Many Americans don’t want refugees in their states because they have seen what they have done in Europe. And those many Americans do not want the same to happen here.
In the city of Rutland, Vermont, the citizens sent an open letter to the mayor calling for him to reverse his decision to resettle 100 Syrian refugees in their city in 2017, as per The Daily Caller.
So far, Mayor Christopher Louras is refusing to budge on the issue. He is defending his decision by claiming that the town’s population is declining and that the addition of Syrian refugees will bring cultural diversity.
In reality, this will only bring cultural clashes. As we’ve seen throughout Europe, many refugees from Syria are inclined to attack people who believe and act differently than they do.

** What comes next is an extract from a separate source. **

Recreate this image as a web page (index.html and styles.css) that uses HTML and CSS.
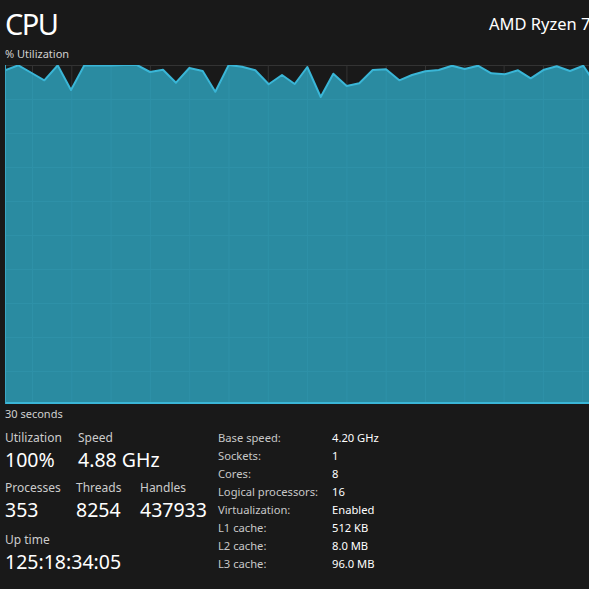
FILE: index.html
```html
<!DOCTYPE html>
<html>
<head>
<meta charset="utf-8">
<link rel="stylesheet" href="styles.css">
</head>
<body>
<div class="page">
  <header class="head">
    <div class="title">CPU</div>
    <div class="model">AMD Ryzen 7 7800X3D 8-Core Processor</div>
  </header>
  <div class="axis-top">% Utilization</div>
  <div class="graph">
    <svg width="600" height="339" viewBox="0 0 600 339">
      <rect x="0" y="0" width="600" height="339" fill="#191919"/>
      <g class="grid-dark" stroke="#333333" stroke-width="1">
        <line x1="0" y1="0.5" x2="600" y2="0.5"/>
        <line x1="27.5" y1="0" x2="27.5" y2="339"/>
        <line x1="66.8" y1="0" x2="66.8" y2="339"/>
        <line x1="106.1" y1="0" x2="106.1" y2="339"/>
        <line x1="145.4" y1="0" x2="145.4" y2="339"/>
        <line x1="184.7" y1="0" x2="184.7" y2="339"/>
        <line x1="224" y1="0" x2="224" y2="339"/>
        <line x1="263.3" y1="0" x2="263.3" y2="339"/>
        <line x1="302.6" y1="0" x2="302.6" y2="339"/>
        <line x1="341.9" y1="0" x2="341.9" y2="339"/>
        <line x1="381.2" y1="0" x2="381.2" y2="339"/>
        <line x1="420.5" y1="0" x2="420.5" y2="339"/>
        <line x1="459.8" y1="0" x2="459.8" y2="339"/>
        <line x1="499.1" y1="0" x2="499.1" y2="339"/>
        <line x1="538.4" y1="0" x2="538.4" y2="339"/>
        <line x1="577.7" y1="0" x2="577.7" y2="339"/>
      </g>
      <clipPath id="area">
        <polygon points="0,5.3 13.3,0.3 26.7,8 39.3,15.3 52.7,0.3 66,25 79.3,0.3 92.7,0.5 106,0.5 119,0 132,0 145,7 158,4.7 171,17.7 184.3,3 197.7,6 210.3,26.7 223.7,0 237,1.7 250.3,5.3 263.7,19.3 277,10 289.7,19 302.3,2 315.7,32 328.3,8.7 341.7,21 354.3,18.3 367.7,5 381,4.3 394.3,15.3 407,10 420.3,6.3 433.7,5 447,0.7 459.7,4 473,0.7 486.3,8.3 499.7,9.3 513,5.3 525.7,13.3 539,4.7 551.7,1.3 565,6 578.3,0.7 591.6,21 604,10 604,339 0,339"/>
      </clipPath>
      <g clip-path="url(#area)">
        <rect x="0" y="0" width="600" height="339" fill="#2a8ba1"/>
        <g stroke="#2e91a8" stroke-width="1">
          <line x1="27.5" y1="0" x2="27.5" y2="339"/>
          <line x1="66.8" y1="0" x2="66.8" y2="339"/>
          <line x1="106.1" y1="0" x2="106.1" y2="339"/>
          <line x1="145.4" y1="0" x2="145.4" y2="339"/>
          <line x1="184.7" y1="0" x2="184.7" y2="339"/>
          <line x1="224" y1="0" x2="224" y2="339"/>
          <line x1="263.3" y1="0" x2="263.3" y2="339"/>
          <line x1="302.6" y1="0" x2="302.6" y2="339"/>
          <line x1="341.9" y1="0" x2="341.9" y2="339"/>
          <line x1="381.2" y1="0" x2="381.2" y2="339"/>
          <line x1="420.5" y1="0" x2="420.5" y2="339"/>
          <line x1="459.8" y1="0" x2="459.8" y2="339"/>
          <line x1="499.1" y1="0" x2="499.1" y2="339"/>
          <line x1="538.4" y1="0" x2="538.4" y2="339"/>
          <line x1="577.7" y1="0" x2="577.7" y2="339"/>
          <line x1="0" y1="34.5" x2="600" y2="34.5"/>
          <line x1="0" y1="68.5" x2="600" y2="68.5"/>
          <line x1="0" y1="102.5" x2="600" y2="102.5"/>
          <line x1="0" y1="136.5" x2="600" y2="136.5"/>
          <line x1="0" y1="170.5" x2="600" y2="170.5"/>
          <line x1="0" y1="204.5" x2="600" y2="204.5"/>
          <line x1="0" y1="238.5" x2="600" y2="238.5"/>
          <line x1="0" y1="272.5" x2="600" y2="272.5"/>
          <line x1="0" y1="306.5" x2="600" y2="306.5"/>
        </g>
      </g>
      <polyline fill="none" stroke="#3ab6d7" stroke-width="2" stroke-linejoin="round" points="0,5.3 13.3,0.3 26.7,8 39.3,15.3 52.7,0.3 66,25 79.3,0.3 92.7,0.5 106,0.5 119,0 132,0 145,7 158,4.7 171,17.7 184.3,3 197.7,6 210.3,26.7 223.7,0 237,1.7 250.3,5.3 263.7,19.3 277,10 289.7,19 302.3,2 315.7,32 328.3,8.7 341.7,21 354.3,18.3 367.7,5 381,4.3 394.3,15.3 407,10 420.3,6.3 433.7,5 447,0.7 459.7,4 473,0.7 486.3,8.3 499.7,9.3 513,5.3 525.7,13.3 539,4.7 551.7,1.3 565,6 578.3,0.7 591.6,21 604,10"/>
      <line x1="0" y1="338" x2="600" y2="338" stroke="#3ab6d7" stroke-width="2"/>
      <line x1="0.5" y1="0" x2="0.5" y2="339" stroke="#3aa6c4" stroke-width="1"/>
    </svg>
  </div>
  <div class="axis-bottom">30 seconds</div>
  <section class="stats">
    <div class="left">
      <div class="row">
        <div class="stat w73"><div class="label">Utilization</div><div class="value">100%</div></div>
        <div class="stat"><div class="label">Speed</div><div class="value">4.88 GHz</div></div>
      </div>
      <div class="row">
        <div class="stat w71"><div class="label">Processes</div><div class="value">353</div></div>
        <div class="stat w64"><div class="label">Threads</div><div class="value">8254</div></div>
        <div class="stat"><div class="label">Handles</div><div class="value">437933</div></div>
      </div>
      <div class="row row-last">
        <div class="stat"><div class="label">Up time</div><div class="value">125:18:34:05</div></div>
      </div>
    </div>
    <dl class="specs">
      <dt>Base speed:</dt><dd>4.20 GHz</dd>
      <dt>Sockets:</dt><dd>1</dd>
      <dt>Cores:</dt><dd>8</dd>
      <dt>Logical processors:</dt><dd>16</dd>
      <dt>Virtualization:</dt><dd>Enabled</dd>
      <dt>L1 cache:</dt><dd>512 KB</dd>
      <dt>L2 cache:</dt><dd>8.0 MB</dd>
      <dt>L3 cache:</dt><dd>96.0 MB</dd>
    </dl>
  </section>
</div>
</body>
</html>
```

FILE: styles.css
```css
html, body {
  margin: 0;
  padding: 0;
  background: #191919;
  overflow: hidden;
}
body {
  width: 589px;
  height: 589px;
  font-family: "Noto Sans", "Open Sans", sans-serif;
  color: #ffffff;
}
.page {
  width: 800px;
  padding-left: 5px;
}
.head {
  display: flex;
  align-items: flex-end;
  height: 44px;
}
.title {
  flex: 0 0 484px;
  font-size: 29px;
  line-height: 40px;
  font-weight: 400;
  letter-spacing: -1.5px;
}
.model {
  font-size: 16.5px;
  line-height: 30px;
  white-space: nowrap;
  margin-bottom: 5px;
}
.axis-top, .axis-bottom {
  font-size: 11px;
  color: #d0d0d0;
  line-height: 16px;
  height: 19px;
}
.axis-top { height: 19px; margin-top: 2px; }
.graph {
  height: 339px;
  overflow: hidden;
}
.graph svg { display: block; }
.axis-bottom { margin-top: 2px; }
.stats {
  display: flex;
  margin-top: 4px;
}
.left {
  flex: 0 0 213px;
  display: flex;
  flex-direction: column;
  gap: 6px;
}
.row { display: flex; }
.row-last { margin-top: 2px; }
.w73 { flex: 0 0 73px; }
.w71 { flex: 0 0 71px; }
.w64 { flex: 0 0 64px; }
.label {
  font-size: 12px;
  line-height: 17px;
  color: #cccccc;
}
.value {
  font-size: 19.5px;
  line-height: 27px;
  color: #ffffff;
}
.specs {
  margin: 0;
  display: grid;
  grid-template-columns: 114px auto;
  grid-auto-rows: 18px;
  font-size: 11.2px;
  line-height: 18px;
}
.specs dt { color: #c8c8c8; margin: 0; }
.specs dd { color: #ffffff; margin: 0; }
```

Further, these Syrian refugees are Muslim, and among them are quite a few followers of radicalized Islam, a form that is incapable of tolerating people from Western nations who follow different religions.
While some refugees are more moderate practitioners of Islam in America or Europe, others target Westerners for non-compliance to Muslim cultural norms. Some even seek to change Western nations to mirror the nation they were born in.
That’s the difference between Christianity and Islam. Christians spread the message of their religion without harming anyone or taking away someone’s freedom to practice another religion. However, many Muslim leaders preach that more aggressive methods should be used to convert people and limit their freedoms.
Rutland’s mayor also says he wants to bring in Syrian refugees because there are not enough young people in the town to secure its future and help its economy. However, millennials are known to move out of areas that don’t reflect their values (including moving to more conservative areas, but liberals would never tell you that).
The cultural conflicts created by Syrian refugees, and the likely higher crime rates that result, will likely cause the young people remaining in Rutland to relocate.
The citizens of Rutland formed a group on social media called Rutland First and wrote an open letter that stated, “Rutland First DOES NOT condone violence of any kind towards ANYONE. We may disagree with the mayor’s actions of bringing refugees to our community for a variety of different reasons, BUT never have we wanted harm to come to any human being.”
After the letter was published, seven of the 11 local officials have contacted the State Department about the refugees and have said they have very limited resources to deal with refugees.
The officials have also addressed the fact that “a significant part of our community has also grown anxious about the program.” I’m glad to see officials actually responding to the concerns of We the People—hopefully, this mayor will soon hear us out too.
“We’re kind of stuck out here, with our level of economic depression, with our level of crime and drug issues,” said Rutland resident Dr. Timothy Cook. “We’re the ones who are going to have to foot the bill for this.”